1.2 Basic Methods for Testing Reading 

Two areas of applied linguistic theories - reading and testing - come together when testers design a test of 
reading ability. In such cases, the test designer decides what s/he wants to test, that is, what s/he means by 
reading ability and finds a means for testing it. Hughes (2003) discusses that in order to elicit reliable behavior 
from the candidate and have highly reliable scoring, the test designer must consider which ability s/he is 
interested to measure, so s/he writes the items on the basis of his/her aims. Alderson (2000) points out that there 
is no ‘best method’ for testing reading comprehension and no single test method to fulfill all the purposes of test. 
He believes that most of times, different methods act as complementary to each other. As aforementioned, 
different methods have been used for testing reading ability but here we discuss only the methods whish are 
related to our study. Among significant methods of testing comprehension, one can refer to discrete-point 
(multiple-choice) and integrative (cloze & C-test) tests. 

1.2.1 Multiple-choice Method 

Multiple-choice questions are common devices for testing students’ reading comprehension. The candidate 
provides evidence of his/her successful reading by choosing one out of a number of alternatives. Despite 
popularity of multiple-choice method, their value and validity are under question. Kobayashi (2002) and 
Alderson (2000) argue that despite these tests popularity as tests format for assessing reading comprehension in a 
second/foreign language, they have a significant drawback in that test takers can guess the right answer without 
fully understanding the reading passage, and thus test validity is questionable. Alderson (2000) writes that the 
popularity of multiple-choice method is at the expense of validity and “it would be naive to assume that because 
a method is widely used it is therefore ‘valid” (p. 204). 

1.2.2 Cloze Test 

What is a cloze test? A standard cloze test is a passage with blanks of standard length replacing certain deleted 
words which students are required to complete by filling in the correct words or their equivalents. The first and 
the last sentences left intact to provide the examinee with some context. Cloze tests have probably been the most 
popular kind of tests (Farhady, 1986).

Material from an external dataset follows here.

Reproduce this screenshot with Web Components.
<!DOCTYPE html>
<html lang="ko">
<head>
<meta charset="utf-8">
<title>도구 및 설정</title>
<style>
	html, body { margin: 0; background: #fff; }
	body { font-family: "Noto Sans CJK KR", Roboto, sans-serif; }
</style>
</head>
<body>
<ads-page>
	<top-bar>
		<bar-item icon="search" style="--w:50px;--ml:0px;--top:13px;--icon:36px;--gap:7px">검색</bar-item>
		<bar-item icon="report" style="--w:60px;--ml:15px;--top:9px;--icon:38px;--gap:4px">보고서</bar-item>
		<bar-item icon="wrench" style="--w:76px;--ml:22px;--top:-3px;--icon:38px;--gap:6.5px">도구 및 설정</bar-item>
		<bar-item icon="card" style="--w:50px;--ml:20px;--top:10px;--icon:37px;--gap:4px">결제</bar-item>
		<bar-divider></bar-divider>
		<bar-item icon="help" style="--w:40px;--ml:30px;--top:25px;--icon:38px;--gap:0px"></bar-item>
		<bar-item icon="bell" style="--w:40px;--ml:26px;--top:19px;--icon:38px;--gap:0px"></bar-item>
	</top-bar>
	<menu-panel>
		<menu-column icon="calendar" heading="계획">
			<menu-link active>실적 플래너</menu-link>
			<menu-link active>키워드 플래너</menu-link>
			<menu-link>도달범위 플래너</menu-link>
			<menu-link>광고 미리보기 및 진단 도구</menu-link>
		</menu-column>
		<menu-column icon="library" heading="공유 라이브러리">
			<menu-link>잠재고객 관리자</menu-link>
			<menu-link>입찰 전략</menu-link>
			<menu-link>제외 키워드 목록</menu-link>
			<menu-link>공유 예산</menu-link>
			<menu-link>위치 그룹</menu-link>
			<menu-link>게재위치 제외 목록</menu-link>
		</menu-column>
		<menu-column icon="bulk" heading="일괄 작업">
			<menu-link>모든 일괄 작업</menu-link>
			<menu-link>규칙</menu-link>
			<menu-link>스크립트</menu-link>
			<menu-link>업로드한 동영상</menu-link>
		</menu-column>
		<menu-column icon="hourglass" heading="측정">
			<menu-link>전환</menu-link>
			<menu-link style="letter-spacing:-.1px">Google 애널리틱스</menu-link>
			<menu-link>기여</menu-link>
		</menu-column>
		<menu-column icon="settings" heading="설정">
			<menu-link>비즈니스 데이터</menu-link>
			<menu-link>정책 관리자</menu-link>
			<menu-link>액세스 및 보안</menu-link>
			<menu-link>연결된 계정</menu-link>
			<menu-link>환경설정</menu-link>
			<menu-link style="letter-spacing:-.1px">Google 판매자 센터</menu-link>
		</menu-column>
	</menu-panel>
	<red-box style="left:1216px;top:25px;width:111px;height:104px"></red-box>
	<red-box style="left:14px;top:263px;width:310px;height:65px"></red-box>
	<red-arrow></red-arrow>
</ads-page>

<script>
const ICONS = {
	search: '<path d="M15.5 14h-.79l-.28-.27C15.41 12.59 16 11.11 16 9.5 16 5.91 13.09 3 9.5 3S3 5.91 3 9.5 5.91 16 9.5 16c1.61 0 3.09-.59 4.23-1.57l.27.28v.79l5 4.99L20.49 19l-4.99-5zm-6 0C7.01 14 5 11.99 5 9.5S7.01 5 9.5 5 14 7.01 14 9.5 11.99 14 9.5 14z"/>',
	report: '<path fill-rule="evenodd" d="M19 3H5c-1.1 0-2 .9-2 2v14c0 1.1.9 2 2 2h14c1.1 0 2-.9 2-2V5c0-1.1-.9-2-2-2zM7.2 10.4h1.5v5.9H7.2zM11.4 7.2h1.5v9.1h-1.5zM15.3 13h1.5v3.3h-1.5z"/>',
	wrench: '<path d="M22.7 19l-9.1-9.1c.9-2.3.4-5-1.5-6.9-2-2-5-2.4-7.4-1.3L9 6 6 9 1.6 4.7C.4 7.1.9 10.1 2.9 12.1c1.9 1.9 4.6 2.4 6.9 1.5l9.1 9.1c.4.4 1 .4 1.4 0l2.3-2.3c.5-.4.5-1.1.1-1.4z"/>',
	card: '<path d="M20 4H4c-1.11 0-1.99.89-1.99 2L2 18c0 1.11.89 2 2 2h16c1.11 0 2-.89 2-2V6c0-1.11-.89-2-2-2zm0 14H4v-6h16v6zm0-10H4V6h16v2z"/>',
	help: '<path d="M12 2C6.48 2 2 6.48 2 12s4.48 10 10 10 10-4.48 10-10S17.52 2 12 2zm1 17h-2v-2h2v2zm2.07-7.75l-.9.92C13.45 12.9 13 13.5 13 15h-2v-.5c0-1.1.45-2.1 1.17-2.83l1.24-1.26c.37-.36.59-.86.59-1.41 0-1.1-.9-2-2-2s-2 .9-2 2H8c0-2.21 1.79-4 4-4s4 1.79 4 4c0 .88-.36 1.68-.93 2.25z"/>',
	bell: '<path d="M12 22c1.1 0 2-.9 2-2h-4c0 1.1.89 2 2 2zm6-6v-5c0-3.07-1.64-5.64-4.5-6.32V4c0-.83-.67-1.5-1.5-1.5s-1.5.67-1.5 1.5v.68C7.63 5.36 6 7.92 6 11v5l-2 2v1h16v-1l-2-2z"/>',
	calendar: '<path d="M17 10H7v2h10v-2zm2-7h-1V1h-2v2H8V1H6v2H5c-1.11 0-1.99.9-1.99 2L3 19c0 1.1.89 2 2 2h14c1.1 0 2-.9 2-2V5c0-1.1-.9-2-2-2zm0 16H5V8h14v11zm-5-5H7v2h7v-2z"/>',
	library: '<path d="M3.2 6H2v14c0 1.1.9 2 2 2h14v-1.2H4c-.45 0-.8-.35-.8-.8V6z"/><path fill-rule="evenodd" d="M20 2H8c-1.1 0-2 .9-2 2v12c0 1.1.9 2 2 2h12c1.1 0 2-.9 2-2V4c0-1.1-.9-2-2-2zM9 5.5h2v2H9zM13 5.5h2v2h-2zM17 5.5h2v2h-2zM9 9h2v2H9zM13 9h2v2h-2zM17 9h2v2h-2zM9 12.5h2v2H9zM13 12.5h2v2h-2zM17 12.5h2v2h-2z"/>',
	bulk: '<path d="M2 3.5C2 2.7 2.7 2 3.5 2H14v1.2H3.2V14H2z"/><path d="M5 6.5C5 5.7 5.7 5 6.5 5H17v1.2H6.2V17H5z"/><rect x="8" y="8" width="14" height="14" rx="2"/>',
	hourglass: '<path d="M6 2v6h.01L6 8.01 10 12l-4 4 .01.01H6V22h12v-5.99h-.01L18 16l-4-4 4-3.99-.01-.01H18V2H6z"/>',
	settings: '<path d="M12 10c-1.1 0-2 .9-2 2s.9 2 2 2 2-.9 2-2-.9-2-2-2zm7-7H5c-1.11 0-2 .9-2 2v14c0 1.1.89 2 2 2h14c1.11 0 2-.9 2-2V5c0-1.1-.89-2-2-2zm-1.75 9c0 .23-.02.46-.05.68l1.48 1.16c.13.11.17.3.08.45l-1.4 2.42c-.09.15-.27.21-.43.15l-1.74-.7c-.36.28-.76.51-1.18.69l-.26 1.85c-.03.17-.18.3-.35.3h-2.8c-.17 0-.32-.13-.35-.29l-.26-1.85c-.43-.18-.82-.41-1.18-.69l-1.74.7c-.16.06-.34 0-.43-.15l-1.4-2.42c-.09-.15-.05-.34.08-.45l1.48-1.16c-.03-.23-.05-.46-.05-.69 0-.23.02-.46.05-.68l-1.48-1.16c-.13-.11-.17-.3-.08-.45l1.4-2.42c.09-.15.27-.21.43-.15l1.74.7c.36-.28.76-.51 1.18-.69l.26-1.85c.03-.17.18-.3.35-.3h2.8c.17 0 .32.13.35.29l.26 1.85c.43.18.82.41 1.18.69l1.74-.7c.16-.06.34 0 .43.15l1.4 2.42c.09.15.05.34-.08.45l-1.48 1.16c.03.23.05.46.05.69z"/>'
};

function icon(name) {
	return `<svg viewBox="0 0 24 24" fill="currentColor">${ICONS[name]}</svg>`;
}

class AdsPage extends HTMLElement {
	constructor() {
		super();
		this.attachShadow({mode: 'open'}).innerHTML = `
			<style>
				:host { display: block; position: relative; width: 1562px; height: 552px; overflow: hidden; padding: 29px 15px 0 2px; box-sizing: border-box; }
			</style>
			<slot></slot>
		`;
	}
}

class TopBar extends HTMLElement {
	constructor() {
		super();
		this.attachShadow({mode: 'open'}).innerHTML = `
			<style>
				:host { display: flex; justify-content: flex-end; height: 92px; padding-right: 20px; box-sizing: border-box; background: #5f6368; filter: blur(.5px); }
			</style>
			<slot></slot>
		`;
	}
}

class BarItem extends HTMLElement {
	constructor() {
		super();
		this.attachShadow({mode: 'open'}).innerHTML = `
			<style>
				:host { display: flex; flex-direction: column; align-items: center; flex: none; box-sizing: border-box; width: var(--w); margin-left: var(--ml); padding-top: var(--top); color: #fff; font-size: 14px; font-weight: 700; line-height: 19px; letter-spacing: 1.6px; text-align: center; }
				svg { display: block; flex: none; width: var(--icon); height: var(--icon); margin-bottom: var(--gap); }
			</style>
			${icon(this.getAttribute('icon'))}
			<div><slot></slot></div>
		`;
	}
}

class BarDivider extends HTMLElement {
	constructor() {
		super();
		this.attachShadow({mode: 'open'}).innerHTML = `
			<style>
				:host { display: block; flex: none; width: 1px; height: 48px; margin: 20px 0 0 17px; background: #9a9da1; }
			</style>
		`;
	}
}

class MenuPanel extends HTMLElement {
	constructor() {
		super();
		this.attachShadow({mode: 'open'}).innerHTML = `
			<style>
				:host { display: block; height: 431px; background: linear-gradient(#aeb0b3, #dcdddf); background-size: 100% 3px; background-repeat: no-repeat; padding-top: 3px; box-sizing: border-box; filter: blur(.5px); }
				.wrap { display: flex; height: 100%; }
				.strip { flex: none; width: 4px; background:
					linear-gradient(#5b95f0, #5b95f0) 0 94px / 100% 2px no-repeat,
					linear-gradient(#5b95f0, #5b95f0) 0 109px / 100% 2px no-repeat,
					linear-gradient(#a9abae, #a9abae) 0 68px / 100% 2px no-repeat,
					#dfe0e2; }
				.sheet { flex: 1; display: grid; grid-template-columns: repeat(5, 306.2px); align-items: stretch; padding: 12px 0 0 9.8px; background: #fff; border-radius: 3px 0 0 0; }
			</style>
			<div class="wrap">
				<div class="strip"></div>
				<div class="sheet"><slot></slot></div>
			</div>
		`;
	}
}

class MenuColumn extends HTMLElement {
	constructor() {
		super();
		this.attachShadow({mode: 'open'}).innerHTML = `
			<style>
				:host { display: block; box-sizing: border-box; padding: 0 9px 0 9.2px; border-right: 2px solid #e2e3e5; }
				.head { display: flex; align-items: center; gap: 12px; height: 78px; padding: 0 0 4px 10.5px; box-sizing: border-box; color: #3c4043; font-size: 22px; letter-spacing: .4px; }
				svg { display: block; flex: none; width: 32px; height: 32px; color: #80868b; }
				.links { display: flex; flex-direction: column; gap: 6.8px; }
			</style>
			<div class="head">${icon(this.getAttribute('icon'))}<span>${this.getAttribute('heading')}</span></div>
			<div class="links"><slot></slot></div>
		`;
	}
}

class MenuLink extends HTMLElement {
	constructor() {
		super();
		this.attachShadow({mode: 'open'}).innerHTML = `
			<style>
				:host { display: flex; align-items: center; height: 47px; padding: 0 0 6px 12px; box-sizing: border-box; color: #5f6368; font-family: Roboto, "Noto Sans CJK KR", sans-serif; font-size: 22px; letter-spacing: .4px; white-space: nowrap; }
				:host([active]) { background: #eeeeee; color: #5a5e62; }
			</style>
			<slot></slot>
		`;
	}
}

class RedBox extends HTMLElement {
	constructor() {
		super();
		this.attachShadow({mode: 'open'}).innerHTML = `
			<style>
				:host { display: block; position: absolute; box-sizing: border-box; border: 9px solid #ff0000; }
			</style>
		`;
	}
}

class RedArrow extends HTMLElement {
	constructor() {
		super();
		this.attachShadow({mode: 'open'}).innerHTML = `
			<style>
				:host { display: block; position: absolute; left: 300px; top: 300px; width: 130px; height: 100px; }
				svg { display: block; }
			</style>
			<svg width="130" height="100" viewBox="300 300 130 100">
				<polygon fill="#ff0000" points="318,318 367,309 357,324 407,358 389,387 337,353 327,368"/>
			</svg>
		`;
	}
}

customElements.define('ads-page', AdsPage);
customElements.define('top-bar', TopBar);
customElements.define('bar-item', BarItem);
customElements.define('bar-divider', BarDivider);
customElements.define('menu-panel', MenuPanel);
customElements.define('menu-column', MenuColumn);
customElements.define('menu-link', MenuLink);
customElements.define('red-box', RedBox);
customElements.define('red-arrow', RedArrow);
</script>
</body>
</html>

Although the idea originated in the early fifties, cloze tests were not 
utilized as testing instruments until the late sixties and early seventies. The term ‘cloze procedure’ was first 
developed by Wilson Taylor in 1953 which seems to be a spelling corruption of the word “close”. He explains 
that the term cloze derived from the Gestalt psychology concept of ‘closure’ (Oiler, 1979). The origin of the 
cloze procedure suggests that at least one of the skills required to 'cloze' the gaps created by deleted words is not 
a language skill at all, but rather a kind of non-verbal reasoning skill, known in Gestalt psychology as 'closure' 
(Me Kamey, 2006). It describes a tendency that humans have to complete a familiar but not-quite-finished 
pattern (Lu, 2006). Farhady (1986, p. 30) writes 

In the cloze procedure, the closures are created by deleting certain words from a passage. The examinee, then, is 
required to fill in the blanks with appropriate words on the basis of contextual clues provided in the passage. 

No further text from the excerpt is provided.